When the seventy days were over, Joseph asked Pharaoh's leave to go into Canaan and bury his father, which Pharaoh readily granted. "And Joseph went to bury his father; and with him went up all the servants of Pharaoh, the elders," or most honourable men of his house, " and all the elders of the land of Egypt; and all the house of Joseph, and his brethren, and his father's house: only their little ones, and their flocks, and their herds, they left in the land of Goshen. And there went up with him both chariots and horsemen and it was a very great company." After the funeral, Joseph returned into Egypt. His brethren still feared his anger, knowing they deserved it, and supposed that he only withheld it till the death of his father, that he might not hurt the good old man's feelings. They therefore again implored Joseph's forgiveness, and pleaded that his father wished them so to do; and this might be true, for he perhaps thought they could not too much humble themselves for the wicked act of selling their own brother. Joseph then repeated his pardon, and said to them, "Fear not, for am I in the place of God? Ask pardon of God for your sin, but I will not take vengeance: besides, he overruled your cruelty for good. As for you, ye thought evil against me; but God meant it unto good, to bring to pass, as it is this day, to save much people alive. Now, therefore, fear ye not: I will nourish you and your little ones." And he comforted them, and spake kindly unto them.
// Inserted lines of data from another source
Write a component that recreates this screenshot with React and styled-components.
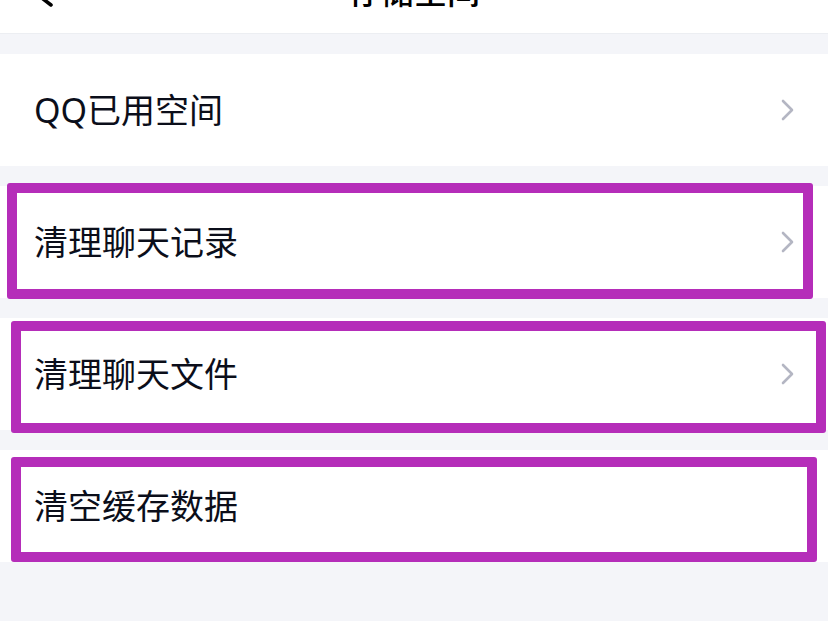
import React from "react";
import styled, { createGlobalStyle } from "styled-components";

const GlobalStyle = createGlobalStyle`
  html, body {
    margin: 0;
    padding: 0;
    background: #f4f5f9;
  }
  body {
    font-family: "Noto Sans", "Noto Sans CJK SC", sans-serif;
    -webkit-font-smoothing: antialiased;
  }
`;

const items = [
  { label: "QQ已用空间", arrow: true },
  { label: "清理聊天记录", arrow: true },
  { label: "清理聊天文件", arrow: true },
  { label: "清空缓存数据", arrow: false },
];

// purple highlight frames drawn over the list
const marks = [
  { left: 7, top: 183, width: 806, height: 116 },
  { left: 11, top: 321, width: 815, height: 112 },
  { left: 11, top: 457, width: 806, height: 105 },
];

const App = () => {
  return (
    <Page>
      <GlobalStyle />
      <NavBar>
        <BackSlot>
          <svg width="24" height="40" viewBox="0 0 24 40">
            <polyline
              points="21,9 4,22 21,35"
              fill="none"
              stroke="#000"
              strokeWidth="3.6"
              strokeLinecap="round"
              strokeLinejoin="round"
            />
          </svg>
        </BackSlot>
        <Title>存储空间</Title>
        <span />
      </NavBar>
      <List>
        {items.map((item) => (
          <Row key={item.label}>
            <Label>{item.label}</Label>
            {item.arrow && (
              <svg width="13" height="22" viewBox="0 0 13 22">
                <polyline
                  points="2,2 11,11 2,20"
                  fill="none"
                  stroke="#b4b6c3"
                  strokeWidth="2.6"
                  strokeLinecap="round"
                  strokeLinejoin="round"
                />
              </svg>
            )}
          </Row>
        ))}
      </List>
      {marks.map((m, i) => (
        <Mark
          key={i}
          style={{ left: m.left, top: m.top, width: m.width, height: m.height }}
        />
      ))}
    </Page>
  );
};

export default App;

const Page = styled.div`
  position: relative;
  width: 828px;
  height: 621px;
  overflow: hidden;
  background: #f4f5f9;
`;

const NavBar = styled.div`
  display: grid;
  grid-template-columns: 1fr auto 1fr;
  align-items: start;
  height: 34px;
  background: #ffffff;
  border-bottom: 1px solid #eceef2;
  box-sizing: border-box;
  overflow: hidden;
`;

const BackSlot = styled.div`
  display: flex;
  padding-left: 30px;
  margin-top: -30px;
  height: 40px;
`;

const Title = styled.div`
  font-family: "Noto Sans CJK SC", sans-serif;
  font-size: 33px;
  font-weight: 500;
  line-height: 34px;
  color: #000;
  margin-top: -27px;
  white-space: nowrap;
`;

const List = styled.div`
  display: flex;
  flex-direction: column;
  gap: 20px;
  padding-top: 20px;
`;

const Row = styled.div`
  display: flex;
  align-items: center;
  justify-content: space-between;
  height: 112px;
  padding: 0 34px;
  background: #ffffff;
`;

const Label = styled.span`
  font-family: "Noto Sans", "Noto Sans CJK SC", sans-serif;
  font-size: 34px;
  line-height: 40px;
  color: #0b0e1a;
`;

const Mark = styled.div`
  position: absolute;
  box-sizing: border-box;
  border: 10px solid #b52db9;
  border-radius: 3px;
  pointer-events: none;
`;
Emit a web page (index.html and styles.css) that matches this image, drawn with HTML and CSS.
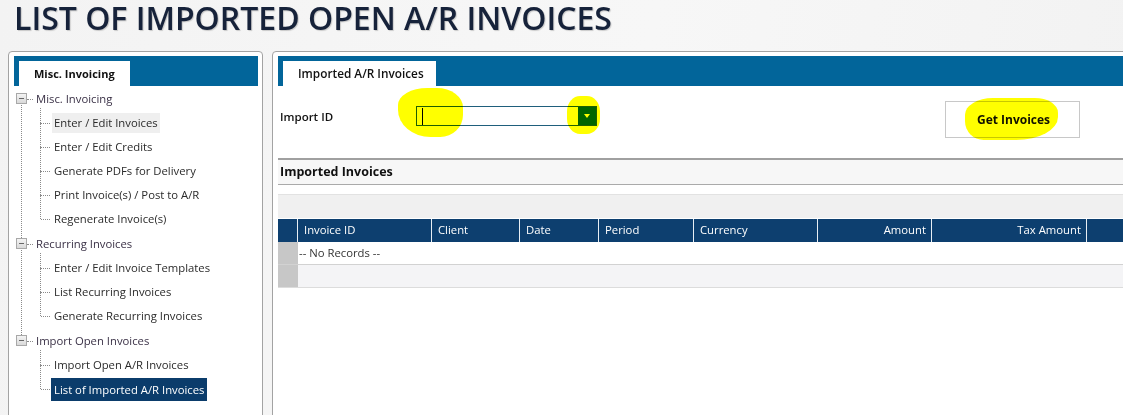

Joseph was a chief man in Egypt for eighty years; for he was thirty years old when he was raised to his honours, and he died at an hundred and ten years old,—being the shortest lived of all the Patriarchs. Perhaps this was partly owing to his living the life of a courtier, which was less hardy, and therefore not so healthy as that of a shepherd. However, when he died, he had great great grandchildren to remember his name with respect; and, what was better than all, he died in faith, believing in a joyful resurrection and a promised Messiah.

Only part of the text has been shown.